DB2 parallelism isn’t a given; it isn’t “just available” in DB2. You must perform several actions before the optimizer decides to consider parallelism as an access path. First, all three forms of parallelism require that DB2 knows parallelism should be considered for a package or SQL statement. In a dynamic SQL environment (the SQL type most likely used in a data warehousing environment), the special register “CURRENT DEGREE” is used to enable/disable parallelism. If the CURRENT DEGREE register is set to “1” or “1 “, parallelism is disabled; it’s not available as an access path choice. If CURRENT DEGREE is set to “ANY,” then parallelism is enabled. The default value for CURRENT DEGREE is set on the installation panel DSNTIP8 or by the DSNZPARM keyword CDSSRDEF on the DSN6SPRM macro. Whatever value is set as the DB2 subsystem default, the value of the CURRENT DEGREE special register can be modified (overridden) via the SET CURRENT DEGREE SQL statement. For static SQL, a BIND or REBIND of a package specifying the DEGREE keyword can be used to set the CURRENT DEGREE special register for that package instance.

The default for CURRENT DEGREE normally should be set to “1,” disabling parallelism. Parallelism should be enabled on a per-task basis to ensure  valuable CPU resources aren’t wasted.

The next parallelism control to consider is the number of CPs DB2 will be allowed to use. MAX DEGREE on the installation panel DSNTIP8, or the DSNZPARM keyword PARAMDEG on the DSN6SPRM macro, can be used to set the maximum number of CPs DB2 can use for CPU query parallelism. The default for this value is zero, which allows DB2 to choose the degree of parallelism. Although using 0 can simplify things, you should take time to determine the best value for MAX DEGREE. A guideline for choosing a starting point for MAX DEGREE is to choose a value somewhere midpoint between the maximum number of CPs available and the maximum number of partitions that will be processed. If you believe the queries will tend to be more on the CPU-intensive side, make this value closer to the number of CPs you have available. If the queries will be more I/O-intensive, make this number consistent with the number of partitions. Monitor and adjust accordingly. If the default 0 is accepted, be aware that it’s possible to get a degree of parallelism up to the 254 maximum. If multiple concurrent queries all get degrees that high, it could open up a whole different set of problems, not least of which could be available storage.

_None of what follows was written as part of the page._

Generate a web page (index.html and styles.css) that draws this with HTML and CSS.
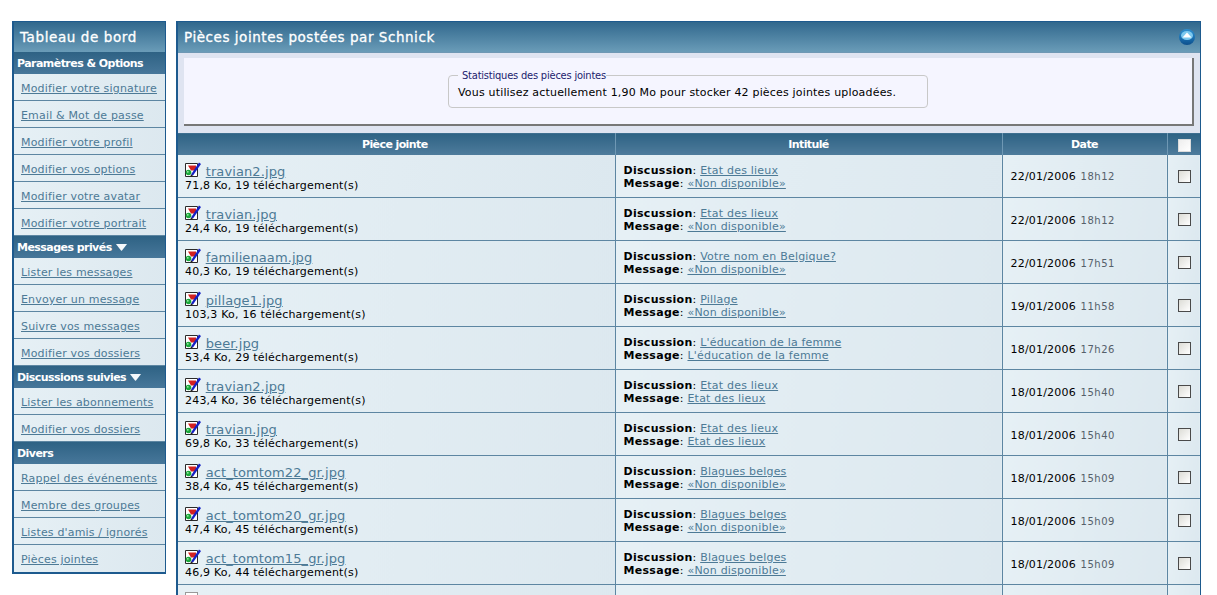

Once parallelism is enabled, VPPSEQT (the parallel sequential threshold for buffer pools) must also be adjusted to some value greater than zero to actually get the optimizer to consider a query for a parallel access path. The number used for VPPSEQT threshold is a percentage and is 50 percent by default. When specified, it allows for a percentage of the sequential steal threshold (VPSEQT) to be used for parallel processing. VPSEQT is a percentage of the VPSIZE (virtual pool size) value.  The default for VPSEQT is 80 percent. If VPSIZE is set to the hypothetical value of 100 pages and VPSEQT is set to 80 percent, then 80 pages will be available from this particular pool for sequential processing. If you set VPPSEQT to 50 (%), then the default 40 pages of the VPSEQT pages are available for parallel processing.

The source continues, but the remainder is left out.